The Supreme Court endorsed a ‘pragmatic and functional’ approach to legal unreasonableness in Baker v Canada (Minister of Citizenship & Immigration).

It recognised that there is a spectrum of standards of review, ranging from patent unreasonableness, which is the most deferential; through to
correctness, where no deference is shown; with reasonableness simpliciter lying somewhere in the middle.

However, these three standards produced complexity and uncertainty, which cut against the usefulness of having multiple standards of review. The plurality
remarked in Dunsmuir that ‘[t]he recent history of judicial review in Canada has been marked by ebbs and flows of deference, confounding tests
and new words for old problems, but no solutions that provide real guidance for litigants, counsel, administrative decision makers or judicial review

The plurality acknowledged that it may be difficult to distinguish between the patent unreasonableness standard and the reasonableness simpliciter standard,
and that the strictness of the patent unreasonableness standard contemplates that there will be times when parties must simply accept an unreasonable
or irrational decision, if the unreasonableness of the decision is not sufficiently immediate or obvious.

The plurality decided in Dunsmuir that only two standards of review should be used: correctness and reasonableness.
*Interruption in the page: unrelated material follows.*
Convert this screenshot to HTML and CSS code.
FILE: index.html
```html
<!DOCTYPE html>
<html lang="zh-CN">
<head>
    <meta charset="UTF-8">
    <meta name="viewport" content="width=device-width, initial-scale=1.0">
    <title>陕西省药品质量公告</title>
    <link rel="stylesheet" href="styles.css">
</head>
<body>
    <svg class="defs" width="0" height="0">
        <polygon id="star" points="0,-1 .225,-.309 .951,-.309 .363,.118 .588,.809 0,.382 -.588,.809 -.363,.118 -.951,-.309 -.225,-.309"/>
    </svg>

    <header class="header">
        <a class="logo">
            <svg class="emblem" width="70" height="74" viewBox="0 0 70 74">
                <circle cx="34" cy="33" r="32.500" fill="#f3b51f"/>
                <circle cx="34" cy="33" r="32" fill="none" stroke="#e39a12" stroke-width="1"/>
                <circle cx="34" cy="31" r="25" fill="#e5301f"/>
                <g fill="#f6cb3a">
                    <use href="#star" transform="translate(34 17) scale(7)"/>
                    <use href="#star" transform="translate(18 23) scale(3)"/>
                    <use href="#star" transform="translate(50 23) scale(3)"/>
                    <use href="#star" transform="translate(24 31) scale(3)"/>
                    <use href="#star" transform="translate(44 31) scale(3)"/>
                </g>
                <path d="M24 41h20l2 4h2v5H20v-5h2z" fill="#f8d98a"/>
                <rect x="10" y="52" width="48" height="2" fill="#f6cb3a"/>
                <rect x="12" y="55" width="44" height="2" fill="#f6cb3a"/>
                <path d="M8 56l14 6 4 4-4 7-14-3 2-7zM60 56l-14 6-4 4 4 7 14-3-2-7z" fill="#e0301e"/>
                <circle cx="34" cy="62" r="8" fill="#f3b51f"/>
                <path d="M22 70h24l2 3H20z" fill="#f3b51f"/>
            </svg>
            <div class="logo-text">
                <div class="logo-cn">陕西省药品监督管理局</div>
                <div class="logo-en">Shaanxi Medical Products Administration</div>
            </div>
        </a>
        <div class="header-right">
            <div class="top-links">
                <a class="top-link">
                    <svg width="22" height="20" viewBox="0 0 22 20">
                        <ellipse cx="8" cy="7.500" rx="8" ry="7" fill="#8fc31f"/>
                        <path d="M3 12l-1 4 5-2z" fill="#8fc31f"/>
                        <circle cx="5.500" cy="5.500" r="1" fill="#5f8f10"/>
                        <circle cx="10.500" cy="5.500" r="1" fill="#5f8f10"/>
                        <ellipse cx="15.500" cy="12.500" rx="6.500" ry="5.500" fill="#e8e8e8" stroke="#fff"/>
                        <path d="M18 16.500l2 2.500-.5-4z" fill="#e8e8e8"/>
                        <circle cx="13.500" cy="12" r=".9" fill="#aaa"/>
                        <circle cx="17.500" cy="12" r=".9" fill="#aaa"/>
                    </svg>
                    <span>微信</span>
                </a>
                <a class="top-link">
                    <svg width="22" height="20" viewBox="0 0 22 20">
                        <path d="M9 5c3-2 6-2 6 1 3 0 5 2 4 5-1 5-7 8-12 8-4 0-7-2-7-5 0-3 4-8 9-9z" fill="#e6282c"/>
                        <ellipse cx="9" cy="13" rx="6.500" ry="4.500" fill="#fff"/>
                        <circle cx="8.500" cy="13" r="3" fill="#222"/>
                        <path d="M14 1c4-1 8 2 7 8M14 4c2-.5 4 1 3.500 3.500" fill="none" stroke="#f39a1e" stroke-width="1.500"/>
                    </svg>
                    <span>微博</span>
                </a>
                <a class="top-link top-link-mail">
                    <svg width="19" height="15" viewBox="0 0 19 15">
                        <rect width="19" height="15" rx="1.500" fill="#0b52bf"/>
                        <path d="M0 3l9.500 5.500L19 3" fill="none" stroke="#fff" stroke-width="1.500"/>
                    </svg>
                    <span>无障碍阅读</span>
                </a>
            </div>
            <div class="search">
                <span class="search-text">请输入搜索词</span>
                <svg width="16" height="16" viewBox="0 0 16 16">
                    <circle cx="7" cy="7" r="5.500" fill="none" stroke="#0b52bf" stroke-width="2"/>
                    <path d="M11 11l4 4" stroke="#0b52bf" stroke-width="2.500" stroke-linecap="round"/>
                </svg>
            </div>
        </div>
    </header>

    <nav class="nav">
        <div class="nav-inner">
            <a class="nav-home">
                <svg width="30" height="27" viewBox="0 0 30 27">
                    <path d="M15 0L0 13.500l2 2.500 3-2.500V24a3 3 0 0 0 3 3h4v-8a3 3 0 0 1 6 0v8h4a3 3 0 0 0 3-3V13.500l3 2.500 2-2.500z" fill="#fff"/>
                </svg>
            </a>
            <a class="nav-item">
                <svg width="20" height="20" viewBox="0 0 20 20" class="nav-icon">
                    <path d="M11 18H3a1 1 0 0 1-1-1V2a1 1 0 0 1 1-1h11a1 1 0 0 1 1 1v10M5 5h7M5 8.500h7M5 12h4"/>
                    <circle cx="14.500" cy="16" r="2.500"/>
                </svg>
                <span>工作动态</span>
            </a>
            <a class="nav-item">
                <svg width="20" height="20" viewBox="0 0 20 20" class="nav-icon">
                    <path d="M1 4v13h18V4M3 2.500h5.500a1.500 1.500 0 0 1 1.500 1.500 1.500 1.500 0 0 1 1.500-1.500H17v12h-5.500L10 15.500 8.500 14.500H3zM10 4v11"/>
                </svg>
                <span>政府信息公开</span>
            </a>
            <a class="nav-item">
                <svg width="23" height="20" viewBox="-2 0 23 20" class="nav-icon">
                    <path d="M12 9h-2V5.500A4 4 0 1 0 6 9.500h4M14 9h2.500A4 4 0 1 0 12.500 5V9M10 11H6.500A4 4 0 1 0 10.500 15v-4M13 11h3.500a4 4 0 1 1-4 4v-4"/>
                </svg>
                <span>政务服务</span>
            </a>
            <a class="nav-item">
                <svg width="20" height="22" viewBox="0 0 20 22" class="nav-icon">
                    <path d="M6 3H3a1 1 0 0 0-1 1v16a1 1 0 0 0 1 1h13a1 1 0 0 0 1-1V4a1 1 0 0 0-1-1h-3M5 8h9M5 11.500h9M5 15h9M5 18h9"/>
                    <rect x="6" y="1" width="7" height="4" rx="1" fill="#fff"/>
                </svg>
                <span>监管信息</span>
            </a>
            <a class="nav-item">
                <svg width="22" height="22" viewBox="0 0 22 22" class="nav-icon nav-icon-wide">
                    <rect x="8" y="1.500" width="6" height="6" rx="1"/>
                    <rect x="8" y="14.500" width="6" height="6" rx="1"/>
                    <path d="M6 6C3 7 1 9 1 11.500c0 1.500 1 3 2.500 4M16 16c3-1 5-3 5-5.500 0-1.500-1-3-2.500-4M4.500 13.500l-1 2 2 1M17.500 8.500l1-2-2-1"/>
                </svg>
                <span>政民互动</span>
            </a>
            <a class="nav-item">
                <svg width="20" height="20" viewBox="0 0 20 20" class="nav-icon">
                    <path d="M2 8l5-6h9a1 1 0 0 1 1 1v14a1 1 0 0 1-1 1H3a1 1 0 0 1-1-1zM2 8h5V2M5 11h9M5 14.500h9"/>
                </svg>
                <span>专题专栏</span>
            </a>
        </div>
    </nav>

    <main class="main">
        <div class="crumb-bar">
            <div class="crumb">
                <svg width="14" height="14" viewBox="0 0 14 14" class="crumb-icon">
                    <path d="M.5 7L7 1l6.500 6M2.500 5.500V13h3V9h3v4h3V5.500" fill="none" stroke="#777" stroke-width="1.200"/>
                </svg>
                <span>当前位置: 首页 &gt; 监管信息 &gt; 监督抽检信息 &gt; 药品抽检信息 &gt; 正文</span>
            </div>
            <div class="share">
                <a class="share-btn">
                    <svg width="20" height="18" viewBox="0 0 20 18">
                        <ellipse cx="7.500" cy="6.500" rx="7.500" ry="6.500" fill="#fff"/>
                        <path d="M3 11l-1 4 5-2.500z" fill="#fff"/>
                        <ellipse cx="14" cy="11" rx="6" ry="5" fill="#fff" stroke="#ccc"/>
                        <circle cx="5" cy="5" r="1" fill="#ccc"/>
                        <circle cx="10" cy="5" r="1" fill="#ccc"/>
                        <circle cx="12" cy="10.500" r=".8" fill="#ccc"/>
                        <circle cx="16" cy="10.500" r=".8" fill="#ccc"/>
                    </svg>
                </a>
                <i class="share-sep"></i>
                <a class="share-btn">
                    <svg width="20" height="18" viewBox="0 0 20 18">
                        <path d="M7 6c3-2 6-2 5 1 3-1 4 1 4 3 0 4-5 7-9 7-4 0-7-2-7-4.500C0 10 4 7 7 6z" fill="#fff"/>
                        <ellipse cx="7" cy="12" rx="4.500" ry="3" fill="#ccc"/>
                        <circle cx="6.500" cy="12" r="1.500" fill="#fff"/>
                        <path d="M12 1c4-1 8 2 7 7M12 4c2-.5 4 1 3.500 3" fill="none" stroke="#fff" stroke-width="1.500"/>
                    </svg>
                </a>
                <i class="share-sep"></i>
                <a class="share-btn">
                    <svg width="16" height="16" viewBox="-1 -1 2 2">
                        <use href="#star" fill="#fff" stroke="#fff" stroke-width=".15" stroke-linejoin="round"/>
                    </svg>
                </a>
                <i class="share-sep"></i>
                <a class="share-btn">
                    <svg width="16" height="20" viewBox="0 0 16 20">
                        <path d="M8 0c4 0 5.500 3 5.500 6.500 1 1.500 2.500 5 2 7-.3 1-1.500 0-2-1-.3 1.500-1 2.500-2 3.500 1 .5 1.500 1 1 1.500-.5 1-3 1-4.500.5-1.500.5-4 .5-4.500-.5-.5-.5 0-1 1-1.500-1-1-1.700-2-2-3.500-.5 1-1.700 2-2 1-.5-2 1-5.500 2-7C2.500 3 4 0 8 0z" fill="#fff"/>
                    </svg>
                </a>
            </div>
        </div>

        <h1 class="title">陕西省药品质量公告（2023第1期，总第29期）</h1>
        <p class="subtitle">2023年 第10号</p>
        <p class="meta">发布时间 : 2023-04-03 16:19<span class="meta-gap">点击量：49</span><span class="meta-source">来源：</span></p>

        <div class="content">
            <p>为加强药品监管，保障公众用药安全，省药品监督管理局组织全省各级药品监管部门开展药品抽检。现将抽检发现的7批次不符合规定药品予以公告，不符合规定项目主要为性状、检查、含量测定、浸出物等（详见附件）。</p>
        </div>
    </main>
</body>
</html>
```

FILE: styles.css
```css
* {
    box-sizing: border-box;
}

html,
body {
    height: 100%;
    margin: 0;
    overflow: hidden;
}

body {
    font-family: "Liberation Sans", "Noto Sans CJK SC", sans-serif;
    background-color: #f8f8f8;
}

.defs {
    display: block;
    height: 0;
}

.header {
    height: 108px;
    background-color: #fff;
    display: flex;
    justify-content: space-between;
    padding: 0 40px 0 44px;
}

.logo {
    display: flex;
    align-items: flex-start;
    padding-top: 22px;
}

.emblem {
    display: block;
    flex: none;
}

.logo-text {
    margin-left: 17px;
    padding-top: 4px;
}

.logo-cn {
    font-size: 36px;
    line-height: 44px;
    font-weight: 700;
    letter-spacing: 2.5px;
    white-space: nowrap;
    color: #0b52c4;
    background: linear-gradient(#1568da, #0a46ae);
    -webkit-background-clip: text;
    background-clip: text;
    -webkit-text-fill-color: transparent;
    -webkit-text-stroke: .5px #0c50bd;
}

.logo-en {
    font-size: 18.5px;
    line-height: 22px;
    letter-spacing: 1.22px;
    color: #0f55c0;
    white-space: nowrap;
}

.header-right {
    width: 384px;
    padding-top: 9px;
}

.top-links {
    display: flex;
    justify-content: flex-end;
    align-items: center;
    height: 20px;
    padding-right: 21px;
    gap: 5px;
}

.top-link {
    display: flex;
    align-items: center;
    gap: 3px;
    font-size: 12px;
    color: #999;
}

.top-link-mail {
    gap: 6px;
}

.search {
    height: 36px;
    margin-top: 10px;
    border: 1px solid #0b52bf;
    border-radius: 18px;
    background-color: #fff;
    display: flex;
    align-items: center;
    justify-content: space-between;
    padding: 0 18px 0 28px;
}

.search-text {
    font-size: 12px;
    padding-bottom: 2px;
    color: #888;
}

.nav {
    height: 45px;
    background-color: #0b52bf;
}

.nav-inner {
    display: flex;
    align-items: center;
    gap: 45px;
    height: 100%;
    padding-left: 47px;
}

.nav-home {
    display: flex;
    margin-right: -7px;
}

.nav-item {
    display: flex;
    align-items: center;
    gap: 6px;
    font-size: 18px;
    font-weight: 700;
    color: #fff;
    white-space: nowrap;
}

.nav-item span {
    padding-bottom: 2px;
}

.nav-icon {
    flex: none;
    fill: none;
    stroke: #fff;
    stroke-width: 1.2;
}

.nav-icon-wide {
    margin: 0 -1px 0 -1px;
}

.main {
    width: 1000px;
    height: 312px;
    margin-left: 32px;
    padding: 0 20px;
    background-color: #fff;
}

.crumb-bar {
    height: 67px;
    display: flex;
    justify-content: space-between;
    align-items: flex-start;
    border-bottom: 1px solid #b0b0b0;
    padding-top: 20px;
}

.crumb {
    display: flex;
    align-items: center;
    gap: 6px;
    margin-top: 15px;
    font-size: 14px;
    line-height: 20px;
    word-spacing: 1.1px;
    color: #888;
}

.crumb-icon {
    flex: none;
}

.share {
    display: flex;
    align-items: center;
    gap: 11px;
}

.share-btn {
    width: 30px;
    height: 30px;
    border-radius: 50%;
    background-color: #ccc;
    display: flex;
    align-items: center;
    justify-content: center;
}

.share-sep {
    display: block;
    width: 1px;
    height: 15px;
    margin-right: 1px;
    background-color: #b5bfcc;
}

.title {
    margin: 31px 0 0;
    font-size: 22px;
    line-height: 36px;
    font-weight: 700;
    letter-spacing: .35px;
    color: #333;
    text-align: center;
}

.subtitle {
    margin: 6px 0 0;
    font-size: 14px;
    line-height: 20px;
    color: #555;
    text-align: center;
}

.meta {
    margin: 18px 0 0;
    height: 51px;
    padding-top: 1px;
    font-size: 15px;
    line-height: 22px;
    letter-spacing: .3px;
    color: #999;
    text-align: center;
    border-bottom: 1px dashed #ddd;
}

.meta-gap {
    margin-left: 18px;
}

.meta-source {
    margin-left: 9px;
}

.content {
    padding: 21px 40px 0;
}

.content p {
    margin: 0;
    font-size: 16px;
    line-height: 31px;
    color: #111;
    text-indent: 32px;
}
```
Questions of fact, discretion
and policy will generally attract a reasonableness standard, whereas constitutional questions, legal questions important to the legal system as a whole
and matters of jurisdiction will involve a correctness standard.[57] A court reviewing the reasonableness of a decision should consider the ‘justification, transparency and intelligibility’ of the decision-making process
and whether the decision ‘falls within a range of possible, acceptable outcomes which are defensible in respect of the facts and law’.[58]